[WHAT THE EXERCISE ASKS] Copy out the listing that follows, exact in every word, and skip the images.

:::::

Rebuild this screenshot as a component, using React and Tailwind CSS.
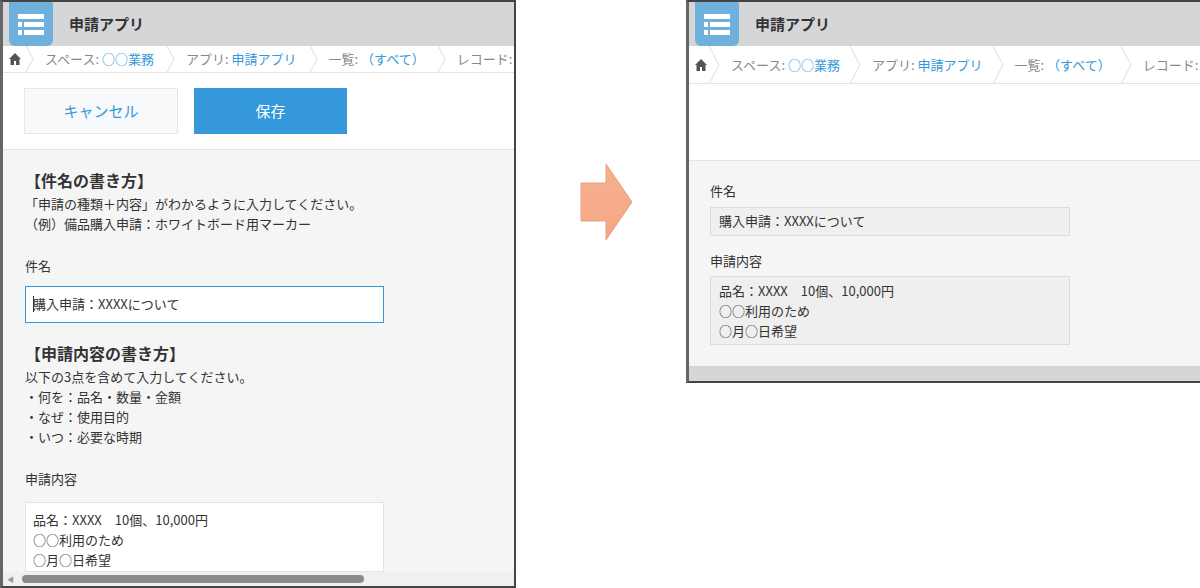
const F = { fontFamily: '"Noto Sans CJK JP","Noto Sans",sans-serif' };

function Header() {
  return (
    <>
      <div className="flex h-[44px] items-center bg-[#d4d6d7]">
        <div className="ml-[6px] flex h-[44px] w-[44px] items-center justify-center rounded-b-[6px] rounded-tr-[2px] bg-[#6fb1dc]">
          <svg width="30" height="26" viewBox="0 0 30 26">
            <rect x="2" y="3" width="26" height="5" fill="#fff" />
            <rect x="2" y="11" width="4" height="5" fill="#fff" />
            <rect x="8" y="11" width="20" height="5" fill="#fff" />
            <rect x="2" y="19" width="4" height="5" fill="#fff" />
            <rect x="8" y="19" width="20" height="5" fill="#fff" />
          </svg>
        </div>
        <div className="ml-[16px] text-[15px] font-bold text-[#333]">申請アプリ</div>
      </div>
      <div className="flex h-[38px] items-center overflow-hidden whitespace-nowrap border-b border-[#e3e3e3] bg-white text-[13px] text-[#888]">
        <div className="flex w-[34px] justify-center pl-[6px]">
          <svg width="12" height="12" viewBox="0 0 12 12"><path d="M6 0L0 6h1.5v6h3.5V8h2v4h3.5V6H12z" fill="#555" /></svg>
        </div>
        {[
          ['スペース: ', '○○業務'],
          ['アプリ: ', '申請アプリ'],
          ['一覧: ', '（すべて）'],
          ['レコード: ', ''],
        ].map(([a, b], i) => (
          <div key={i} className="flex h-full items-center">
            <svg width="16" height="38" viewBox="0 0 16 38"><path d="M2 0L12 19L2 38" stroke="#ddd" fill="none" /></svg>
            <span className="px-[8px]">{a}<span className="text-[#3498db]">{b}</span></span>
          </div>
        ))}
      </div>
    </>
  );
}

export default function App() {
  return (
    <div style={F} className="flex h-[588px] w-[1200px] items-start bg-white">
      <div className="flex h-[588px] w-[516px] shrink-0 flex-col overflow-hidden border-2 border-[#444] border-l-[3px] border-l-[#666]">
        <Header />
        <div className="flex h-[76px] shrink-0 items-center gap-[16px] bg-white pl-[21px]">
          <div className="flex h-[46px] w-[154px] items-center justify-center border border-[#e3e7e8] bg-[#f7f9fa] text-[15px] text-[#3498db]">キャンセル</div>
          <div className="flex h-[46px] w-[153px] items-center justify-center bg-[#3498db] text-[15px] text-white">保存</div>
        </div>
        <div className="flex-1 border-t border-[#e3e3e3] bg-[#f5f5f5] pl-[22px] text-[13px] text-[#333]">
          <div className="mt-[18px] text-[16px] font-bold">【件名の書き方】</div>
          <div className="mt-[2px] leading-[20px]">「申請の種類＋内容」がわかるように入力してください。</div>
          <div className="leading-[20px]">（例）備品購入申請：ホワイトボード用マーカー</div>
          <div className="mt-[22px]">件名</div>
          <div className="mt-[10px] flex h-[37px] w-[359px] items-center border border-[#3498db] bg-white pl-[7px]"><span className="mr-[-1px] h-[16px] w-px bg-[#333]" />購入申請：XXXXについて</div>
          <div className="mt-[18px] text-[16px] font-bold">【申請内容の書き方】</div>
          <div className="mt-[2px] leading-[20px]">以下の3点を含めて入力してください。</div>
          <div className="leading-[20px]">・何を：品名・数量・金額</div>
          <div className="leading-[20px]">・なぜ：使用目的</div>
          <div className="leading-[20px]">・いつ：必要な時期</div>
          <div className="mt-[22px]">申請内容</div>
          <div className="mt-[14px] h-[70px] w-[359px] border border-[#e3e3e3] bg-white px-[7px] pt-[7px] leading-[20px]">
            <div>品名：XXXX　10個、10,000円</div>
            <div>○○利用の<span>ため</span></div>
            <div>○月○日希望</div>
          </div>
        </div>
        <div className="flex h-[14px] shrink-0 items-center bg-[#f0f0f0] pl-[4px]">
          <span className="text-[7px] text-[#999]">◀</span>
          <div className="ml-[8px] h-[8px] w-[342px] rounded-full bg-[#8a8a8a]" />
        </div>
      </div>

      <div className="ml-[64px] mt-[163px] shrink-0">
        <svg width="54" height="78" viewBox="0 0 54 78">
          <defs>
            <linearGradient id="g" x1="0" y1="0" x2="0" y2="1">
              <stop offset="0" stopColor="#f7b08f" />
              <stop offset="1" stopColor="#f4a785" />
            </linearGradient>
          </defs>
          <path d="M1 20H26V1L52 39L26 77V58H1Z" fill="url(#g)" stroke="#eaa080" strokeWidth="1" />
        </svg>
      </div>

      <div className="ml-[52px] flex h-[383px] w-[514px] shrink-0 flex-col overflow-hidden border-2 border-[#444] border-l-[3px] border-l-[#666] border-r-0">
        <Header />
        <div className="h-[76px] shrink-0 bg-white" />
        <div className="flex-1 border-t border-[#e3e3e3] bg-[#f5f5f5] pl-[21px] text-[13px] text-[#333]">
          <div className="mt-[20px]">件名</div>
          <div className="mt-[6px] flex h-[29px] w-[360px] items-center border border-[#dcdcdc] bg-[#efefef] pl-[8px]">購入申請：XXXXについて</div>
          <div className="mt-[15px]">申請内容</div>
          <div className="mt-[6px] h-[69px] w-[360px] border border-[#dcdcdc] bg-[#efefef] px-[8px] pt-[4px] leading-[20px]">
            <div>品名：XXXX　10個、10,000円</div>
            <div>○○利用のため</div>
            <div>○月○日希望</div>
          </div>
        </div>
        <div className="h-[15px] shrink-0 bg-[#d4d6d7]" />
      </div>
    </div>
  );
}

:::::

[SOLVED PROBLEM]
Rebuild this screenshot as a component, using React and Tailwind CSS.
const F = { fontFamily: '"Noto Sans CJK JP","Noto Sans",sans-serif' };

function Header() {
  return (
    <>
      <div className="flex h-[44px] items-center bg-[#d4d6d7]">
        <div className="ml-[6px] flex h-[44px] w-[44px] items-center justify-center rounded-b-[6px] rounded-tr-[2px] bg-[#6fb1dc]">
          <svg width="30" height="26" viewBox="0 0 30 26">
            <rect x="2" y="3" width="26" height="5" fill="#fff" />
            <rect x="2" y="11" width="4" height="5" fill="#fff" />
            <rect x="8" y="11" width="20" height="5" fill="#fff" />
            <rect x="2" y="19" width="4" height="5" fill="#fff" />
            <rect x="8" y="19" width="20" height="5" fill="#fff" />
          </svg>
        </div>
        <div className="ml-[16px] text-[15px] font-bold text-[#333]">申請アプリ</div>
      </div>
      <div className="flex h-[38px] items-center overflow-hidden whitespace-nowrap border-b border-[#e3e3e3] bg-white text-[13px] text-[#888]">
        <div className="flex w-[34px] justify-center pl-[6px]">
          <svg width="12" height="12" viewBox="0 0 12 12"><path d="M6 0L0 6h1.5v6h3.5V8h2v4h3.5V6H12z" fill="#555" /></svg>
        </div>
        {[
          ['スペース: ', '○○業務'],
          ['アプリ: ', '申請アプリ'],
          ['一覧: ', '（すべて）'],
          ['レコード: ', ''],
        ].map(([a, b], i) => (
          <div key={i} className="flex h-full items-center">
            <svg width="16" height="38" viewBox="0 0 16 38"><path d="M2 0L12 19L2 38" stroke="#ddd" fill="none" /></svg>
            <span className="px-[8px]">{a}<span className="text-[#3498db]">{b}</span></span>
          </div>
        ))}
      </div>
    </>
  );
}

export default function App() {
  return (
    <div style={F} className="flex h-[588px] w-[1200px] items-start bg-white">
      <div className="flex h-[588px] w-[516px] shrink-0 flex-col overflow-hidden border-2 border-[#444] border-l-[3px] border-l-[#666]">
        <Header />
        <div className="flex h-[76px] shrink-0 items-center gap-[16px] bg-white pl-[21px]">
          <div className="flex h-[46px] w-[154px] items-center justify-center border border-[#e3e7e8] bg-[#f7f9fa] text-[15px] text-[#3498db]">キャンセル</div>
          <div className="flex h-[46px] w-[153px] items-center justify-center bg-[#3498db] text-[15px] text-white">保存</div>
        </div>
        <div className="flex-1 border-t border-[#e3e3e3] bg-[#f5f5f5] pl-[22px] text-[13px] text-[#333]">
          <div className="mt-[18px] text-[16px] font-bold">【件名の書き方】</div>
          <div className="mt-[2px] leading-[20px]">「申請の種類＋内容」がわかるように入力してください。</div>
          <div className="leading-[20px]">（例）備品購入申請：ホワイトボード用マーカー</div>
          <div className="mt-[22px]">件名</div>
          <div className="mt-[10px] flex h-[37px] w-[359px] items-center border border-[#3498db] bg-white pl-[7px]"><span className="mr-[-1px] h-[16px] w-px bg-[#333]" />購入申請：XXXXについて</div>
          <div className="mt-[18px] text-[16px] font-bold">【申請内容の書き方】</div>
          <div className="mt-[2px] leading-[20px]">以下の3点を含めて入力してください。</div>
          <div className="leading-[20px]">・何を：品名・数量・金額</div>
          <div className="leading-[20px]">・なぜ：使用目的</div>
          <div className="leading-[20px]">・いつ：必要な時期</div>
          <div className="mt-[22px]">申請内容</div>
          <div className="mt-[14px] h-[70px] w-[359px] border border-[#e3e3e3] bg-white px-[7px] pt-[7px] leading-[20px]">
            <div>品名：XXXX　10個、10,000円</div>
            <div>○○利用の<span>ため</span></div>
            <div>○月○日希望</div>
          </div>
        </div>
        <div className="flex h-[14px] shrink-0 items-center bg-[#f0f0f0] pl-[4px]">
          <span className="text-[7px] text-[#999]">◀</span>
          <div className="ml-[8px] h-[8px] w-[342px] rounded-full bg-[#8a8a8a]" />
        </div>
      </div>

      <div className="ml-[64px] mt-[163px] shrink-0">
        <svg width="54" height="78" viewBox="0 0 54 78">
          <defs>
            <linearGradient id="g" x1="0" y1="0" x2="0" y2="1">
              <stop offset="0" stopColor="#f7b08f" />
              <stop offset="1" stopColor="#f4a785" />
            </linearGradient>
          </defs>
          <path d="M1 20H26V1L52 39L26 77V58H1Z" fill="url(#g)" stroke="#eaa080" strokeWidth="1" />
        </svg>
      </div>

      <div className="ml-[52px] flex h-[383px] w-[514px] shrink-0 flex-col overflow-hidden border-2 border-[#444] border-l-[3px] border-l-[#666] border-r-0">
        <Header />
        <div className="h-[76px] shrink-0 bg-white" />
        <div className="flex-1 border-t border-[#e3e3e3] bg-[#f5f5f5] pl-[21px] text-[13px] text-[#333]">
          <div className="mt-[20px]">件名</div>
          <div className="mt-[6px] flex h-[29px] w-[360px] items-center border border-[#dcdcdc] bg-[#efefef] pl-[8px]">購入申請：XXXXについて</div>
          <div className="mt-[15px]">申請内容</div>
          <div className="mt-[6px] h-[69px] w-[360px] border border-[#dcdcdc] bg-[#efefef] px-[8px] pt-[4px] leading-[20px]">
            <div>品名：XXXX　10個、10,000円</div>
            <div>○○利用のため</div>
            <div>○月○日希望</div>
          </div>
        </div>
        <div className="h-[15px] shrink-0 bg-[#d4d6d7]" />
      </div>
    </div>
  );
}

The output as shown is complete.